DATASET EXTRACT:
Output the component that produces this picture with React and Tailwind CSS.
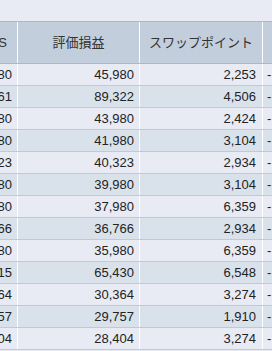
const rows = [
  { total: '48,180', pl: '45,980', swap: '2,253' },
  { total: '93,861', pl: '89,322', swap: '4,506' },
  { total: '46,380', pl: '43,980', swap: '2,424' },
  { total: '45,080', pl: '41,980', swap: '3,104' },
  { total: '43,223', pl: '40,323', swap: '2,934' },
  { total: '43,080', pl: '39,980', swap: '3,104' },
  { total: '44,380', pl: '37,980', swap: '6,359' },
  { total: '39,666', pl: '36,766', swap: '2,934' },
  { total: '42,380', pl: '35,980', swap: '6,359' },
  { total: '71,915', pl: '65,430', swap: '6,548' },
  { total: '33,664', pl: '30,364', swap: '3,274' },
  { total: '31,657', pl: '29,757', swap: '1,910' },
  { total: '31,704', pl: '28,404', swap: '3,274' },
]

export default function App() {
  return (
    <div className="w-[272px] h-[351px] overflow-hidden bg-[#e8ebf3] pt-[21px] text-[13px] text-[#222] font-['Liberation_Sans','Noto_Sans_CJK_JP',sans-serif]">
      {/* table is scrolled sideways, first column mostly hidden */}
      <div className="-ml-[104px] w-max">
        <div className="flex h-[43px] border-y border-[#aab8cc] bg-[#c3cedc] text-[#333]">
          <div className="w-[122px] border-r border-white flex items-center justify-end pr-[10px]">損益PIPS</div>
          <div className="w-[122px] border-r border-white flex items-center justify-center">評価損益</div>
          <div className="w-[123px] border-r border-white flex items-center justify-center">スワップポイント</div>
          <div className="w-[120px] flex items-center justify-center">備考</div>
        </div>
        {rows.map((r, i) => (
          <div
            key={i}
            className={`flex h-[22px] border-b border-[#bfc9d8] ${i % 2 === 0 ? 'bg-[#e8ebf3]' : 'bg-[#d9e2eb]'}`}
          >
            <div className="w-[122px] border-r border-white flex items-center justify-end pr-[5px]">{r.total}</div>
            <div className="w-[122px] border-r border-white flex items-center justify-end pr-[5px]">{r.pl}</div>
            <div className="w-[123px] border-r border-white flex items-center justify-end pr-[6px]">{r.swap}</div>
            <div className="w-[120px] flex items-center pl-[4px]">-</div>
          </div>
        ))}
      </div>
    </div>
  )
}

WHAT NEEDS TO BE DONE: Reproduce all of the data exactly, omitting each picture it holds.

SOLUTION FOR THIS TASK:
Output the component that produces this picture with React and Tailwind CSS.
const rows = [
  { total: '48,180', pl: '45,980', swap: '2,253' },
  { total: '93,861', pl: '89,322', swap: '4,506' },
  { total: '46,380', pl: '43,980', swap: '2,424' },
  { total: '45,080', pl: '41,980', swap: '3,104' },
  { total: '43,223', pl: '40,323', swap: '2,934' },
  { total: '43,080', pl: '39,980', swap: '3,104' },
  { total: '44,380', pl: '37,980', swap: '6,359' },
  { total: '39,666', pl: '36,766', swap: '2,934' },
  { total: '42,380', pl: '35,980', swap: '6,359' },
  { total: '71,915', pl: '65,430', swap: '6,548' },
  { total: '33,664', pl: '30,364', swap: '3,274' },
  { total: '31,657', pl: '29,757', swap: '1,910' },
  { total: '31,704', pl: '28,404', swap: '3,274' },
]

export default function App() {
  return (
    <div className="w-[272px] h-[351px] overflow-hidden bg-[#e8ebf3] pt-[21px] text-[13px] text-[#222] font-['Liberation_Sans','Noto_Sans_CJK_JP',sans-serif]">
      {/* table is scrolled sideways, first column mostly hidden */}
      <div className="-ml-[104px] w-max">
        <div className="flex h-[43px] border-y border-[#aab8cc] bg-[#c3cedc] text-[#333]">
          <div className="w-[122px] border-r border-white flex items-center justify-end pr-[10px]">損益PIPS</div>
          <div className="w-[122px] border-r border-white flex items-center justify-center">評価損益</div>
          <div className="w-[123px] border-r border-white flex items-center justify-center">スワップポイント</div>
          <div className="w-[120px] flex items-center justify-center">備考</div>
        </div>
        {rows.map((r, i) => (
          <div
            key={i}
            className={`flex h-[22px] border-b border-[#bfc9d8] ${i % 2 === 0 ? 'bg-[#e8ebf3]' : 'bg-[#d9e2eb]'}`}
          >
            <div className="w-[122px] border-r border-white flex items-center justify-end pr-[5px]">{r.total}</div>
            <div className="w-[122px] border-r border-white flex items-center justify-end pr-[5px]">{r.pl}</div>
            <div className="w-[123px] border-r border-white flex items-center justify-end pr-[6px]">{r.swap}</div>
            <div className="w-[120px] flex items-center pl-[4px]">-</div>
          </div>
        ))}
      </div>
    </div>
  )
}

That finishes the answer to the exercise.